Yes, but only after the Japanese women gave them a terrific scare. They trailed, 2-0, after Lloyd’s second goal in the 54th minute. But what is it the hockey people say about the 2-0 lead being the most dangerous? Yuki Ogimi scored nine minutes later, and the U.S. hung on from there. When Rampone, a four-time Olympian and the last link to the Mia Hamm teams, slipped up, Solo was there.
“She does it all the time,” said midfielder Megan Rapino. “She’s brilliant. She does do a lot of talking, but that’s her personality. That’s who she is. We’ve accepted that, and we’re glad to have her in our goal.”
“She’s the best goalkeeper ever,” Lloyd said, “on the whole planet. Huge saves, that what she does. She comes up big in big moments. She’s just unbelievable.”
Her teammates and the people who run USA soccer would prefer she not rush headlong into controversy. But then, Solo wouldn’t be the same. Think of her last name. Solo. Individual. Solitary. She stands alone. Isn’t that what goalies do? They’re the last line of defense, often the player who separates a team from triumph and despair.

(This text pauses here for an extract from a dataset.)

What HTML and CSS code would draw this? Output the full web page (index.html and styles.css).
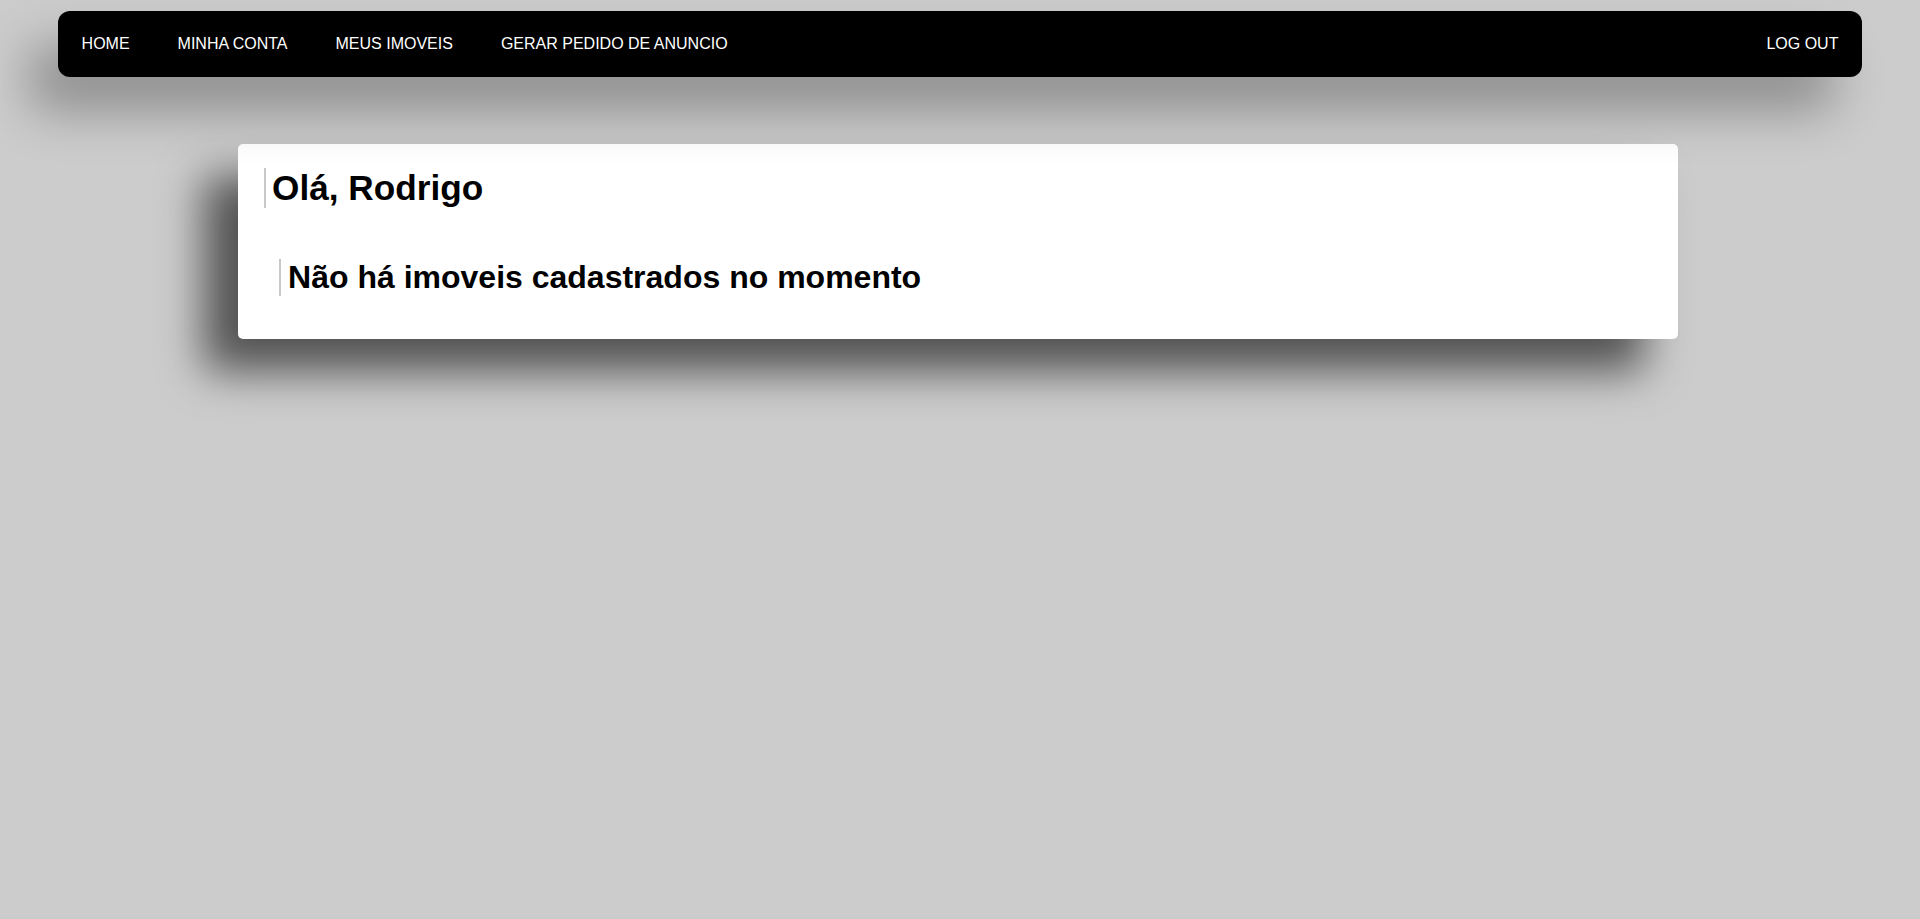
FILE: index.html
```html
<!DOCTYPE html>
<html lang="pt-BR">
<head>
<meta charset="utf-8">
<title>Minha Conta</title>
<link rel="stylesheet" href="styles.css">
</head>
<body>
<nav class="navbar">
  <a class="nav-link" href="#">HOME</a>
  <a class="nav-link" href="#">MINHA CONTA</a>
  <a class="nav-link" href="#">MEUS IMOVEIS</a>
  <a class="nav-link" href="#">GERAR PEDIDO DE ANUNCIO</a>
  <a class="nav-link nav-logout" href="#">LOG OUT</a>
</nav>
<main class="card">
  <h1 class="greeting">Olá, Rodrigo</h1>
  <h2 class="empty-msg">Não há imoveis cadastrados no momento</h2>
</main>
</body>
</html>
```

FILE: styles.css
```css
html, body {
  margin: 0;
  padding: 0;
}
body {
  background: #cccccc;
  font-family: "Liberation Sans", Arial, sans-serif;
  min-height: 919px;
}
.navbar {
  position: relative;
  z-index: 2;
  display: flex;
  align-items: center;
  height: 66px;
  margin: 11px 3% 0;
  background: #000;
  border-radius: 12px;
  box-shadow: -28px 34px 50px rgba(0, 0, 0, 0.3);
}
.nav-link {
  color: #fff;
  text-decoration: none;
  font-size: 16px;
  padding: 0 24px;
  line-height: 20px;
}
.nav-logout {
  margin-left: auto;
}
.card {
  position: relative;
  z-index: 1;
  width: 75%;
  margin: 67px 12.6% 0 12.4%;
  box-sizing: border-box;
  background: #fff;
  border-radius: 5px;
  padding: 24px 26px 43px;
  box-shadow: -34px 32px 44px rgba(0, 0, 0, 0.6);
}
.greeting {
  margin: 0;
  font-size: 35.2px;
  font-weight: bold;
  line-height: 1.149;
  border-left: 2px solid #c8c8c8;
  padding-left: 6px;
  color: #000;
}
.empty-msg {
  margin: 51px 0 0 15px;
  font-size: 32px;
  font-weight: bold;
  line-height: 1.149;
  border-left: 2px solid #c8c8c8;
  padding-left: 7px;
  color: #000;
}
```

Many of them perform on the edge. It comes with the job. Look at Dominik Hasek, the eccentric genius. Or Patrick Roy, a brash talker who was always there with the Stanley Cup on the line. If you’re on their team, you shrug, smile and accept that the quirky personality is a necessary part of the package, an artery of their genius.
“I don’t care how I’m perceived,” Solo said. “I am who I am. I’m here to win. It’s not always pretty. I don’t know when I’m going to be asked to step up. Whether it’s the first or last game, who knows?”
But don’t you think the big moment brings out the best in you? I asked.
“I think I tend to play well under pressure,” she said, “but a lot of great players do.”
So yes, she considers herself great. Solo said she loved the crowd at Wembley, the largest she ever played before. She said she didn’t try to block them out. She fed off their energy. She was at one with the people, the spotlight, the world.
On this night, Solo stood alone. And when her team needed it most, the woman stood on her head.